Sega Settles Discrimination Suit With Filipino Game Testers
Thanks to GamePro for its story discussing the $600,000 settling of a discrimination suit brought by Sega game testers who charged that "Sega directed [employment agency] Spherion to terminate the employment of 13 Filipino game testers due to their national origin." Complicatedly, it appears: "The move to fire the Filipino employees stemmed from a complaint of a former employee, who alleged in his exit interview that Sega was giving preferential treatment to Filipinos." Interviews with the testers paint a downbeat perspective of the job, with one of the fired employees saying: "I look around and see some friends who are game testers, and I talk to a couple of people who are in the industry, and what I get from other people is that game testers... are almost disposable."
Anyone who works for 10 bucks an hour is disposable... and you are probably getting less than 10 so change the word "disposable" to "slave-labor" and it more defines the role. Having to work 100 hours a week must suck. And for the testers I know, they complain... yet they never seem to want another job?
Been doing the QA thing for quite some time. Much longer than I intended actually, but they pay me too much to up and leave now.
Spot on. Though you paint a bit of a bleak picture and I want to polish it off a bit. Yes there is a high turnover rate for testers. Testers are hired generally on a temp basis, and they know full well what they are getting into when they apply. Being the one in a million long-shot cliche here guy to "make it" is rare. This is typical, though we are hiring a little more than we had been lately. Business is good. =)
Who comes in? Kids right out of high school or college looking for a fun gig before starting college or a career. Some guys make the rounds and seem to bounce from publisher to publisher. Then there is always just the random avid gamer who really really really wants to make games but doesn't have any qualifications other than they are good that them. I personally got hooked in out of school. Just applyed on a laugh. Got it, turns out Im good at it, and Im still here 4 years later. Though the whole bust and everything. HA!
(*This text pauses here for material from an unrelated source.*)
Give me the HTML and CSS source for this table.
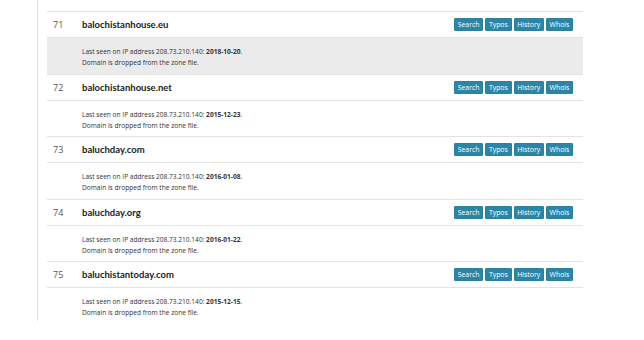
FILE: index.html
```html
<!DOCTYPE html>
<html>
<head>
<meta charset="utf-8">
<link rel="stylesheet" href="styles.css">
</head>
<body>
<div class="page">
  <div class="panel">
    <div class="list">
      <div class="entry">
        <div class="head">
          <span class="num">71</span>
          <span class="domain">balochistanhouse.eu</span>
          <span class="btns"><span class="btn">Search</span><span class="btn">Typos</span><span class="btn">History</span><span class="btn">Whois</span></span>
        </div>
        <div class="detail shaded">
          <div>Last seen on IP address 208.73.210.140: <b>2018-10-20</b>.</div>
          <div>Domain is dropped from the zone file.</div>
        </div>
      </div>
      <div class="entry">
        <div class="head">
          <span class="num">72</span>
          <span class="domain">balochistanhouse.net</span>
          <span class="btns"><span class="btn">Search</span><span class="btn">Typos</span><span class="btn">History</span><span class="btn">Whois</span></span>
        </div>
        <div class="detail">
          <div>Last seen on IP address 208.73.210.140: <b>2015-12-23</b>.</div>
          <div>Domain is dropped from the zone file.</div>
        </div>
      </div>
      <div class="entry">
        <div class="head">
          <span class="num">73</span>
          <span class="domain">baluchday.com</span>
          <span class="btns"><span class="btn">Search</span><span class="btn">Typos</span><span class="btn">History</span><span class="btn">Whois</span></span>
        </div>
        <div class="detail">
          <div>Last seen on IP address 208.73.210.140: <b>2016-01-08</b>.</div>
          <div>Domain is dropped from the zone file.</div>
        </div>
      </div>
      <div class="entry">
        <div class="head">
          <span class="num">74</span>
          <span class="domain">baluchday.org</span>
          <span class="btns"><span class="btn">Search</span><span class="btn">Typos</span><span class="btn">History</span><span class="btn">Whois</span></span>
        </div>
        <div class="detail">
          <div>Last seen on IP address 208.73.210.140: <b>2016-01-22</b>.</div>
          <div>Domain is dropped from the zone file.</div>
        </div>
      </div>
      <div class="entry">
        <div class="head">
          <span class="num">75</span>
          <span class="domain">baluchistantoday.com</span>
          <span class="btns"><span class="btn">Search</span><span class="btn">Typos</span><span class="btn">History</span><span class="btn">Whois</span></span>
        </div>
        <div class="detail last">
          <div>Last seen on IP address 208.73.210.140: <b>2015-12-15</b>.</div>
          <div>Domain is dropped from the zone file.</div>
        </div>
      </div>
    </div>
  </div>
</div>
</body>
</html>
```
FILE: styles.css
```css
html, body {
  margin: 0;
  padding: 0;
  background: #fff;
}
body {
  font-family: "Open Sans", "Noto Sans", sans-serif;
  color: #333;
}
.page {
  padding-left: 37px;
  width: 546px;
}
.panel {
  border-left: 1px solid #e3e3e3;
  padding: 11px 0 0 9px;
  height: 310px;
  overflow: hidden;
}
.list {
  width: 536px;
}
.head {
  display: flex;
  align-items: center;
  height: 25px;
  border-top: 1px solid #e4e4e4;
}
.num {
  width: 29px;
  padding-left: 6px;
  font-size: 9px;
  color: #555;
}
.domain {
  flex: 1;
  font-family: "Lato", "Open Sans", sans-serif;
  font-size: 9.5px;
  font-weight: 700;
  color: #222;
}
.btns {
  display: flex;
  gap: 2px;
  padding-right: 10px;
}
.btn {
  background: #2b85a7;
  border: 1px solid #2b80a1;
  border-radius: 1px;
  color: #fff;
  font-size: 6.9px;
  line-height: 11px;
  padding: 0 2.7px;
}
.detail {
  border-top: 1px solid #e4e4e4;
  box-sizing: border-box;
  height: 36.5px;
  padding-left: 35px;
  padding-top: 3px;
  display: flex;
  flex-direction: column;
  justify-content: center;
  font-size: 6.6px;
  line-height: 11px;
  color: #333;
}
.detail b {
  font-weight: 700;
}
.shaded {
  background: #ebebeb;
}
```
Mostly though turnover is high. Some leave because that thing they were waiting for comes through. Others don't work out. And sometimes there is just no work. The best stay, the rest go, sometimes the medium guys get asked back next year.
Good QA is hard. Its not a BS job nor is it a fun job, but its fun-ish. Its fun for me because I actually enjoy the process more than the gaming. In fact I've pretty much been promoted out of actually playing them!
Are you going to come into a publisher, design a sweet game on their time, sell it back to him and become the next Will Wright? Hell no. Be realistic. Enjoy the job, take it serious, try hard, learn the many levels of the job and yes there are opportunities. Many of my good friends are now designers at various developers all over the US. I look at my AIM list and I can contact devs from coast to coast just to bullcrap. Some others are in production here. They all got hired based on their work right here in QA. Others went on to higher positions in other QA departments.
What's this all about? I don't know anymore. Just that yes, turnover is high in QA, but its because so many people want to do it. Not because it sucks or its not worth it. And some of that turnover is to fill a seat of someone who just got their dream job.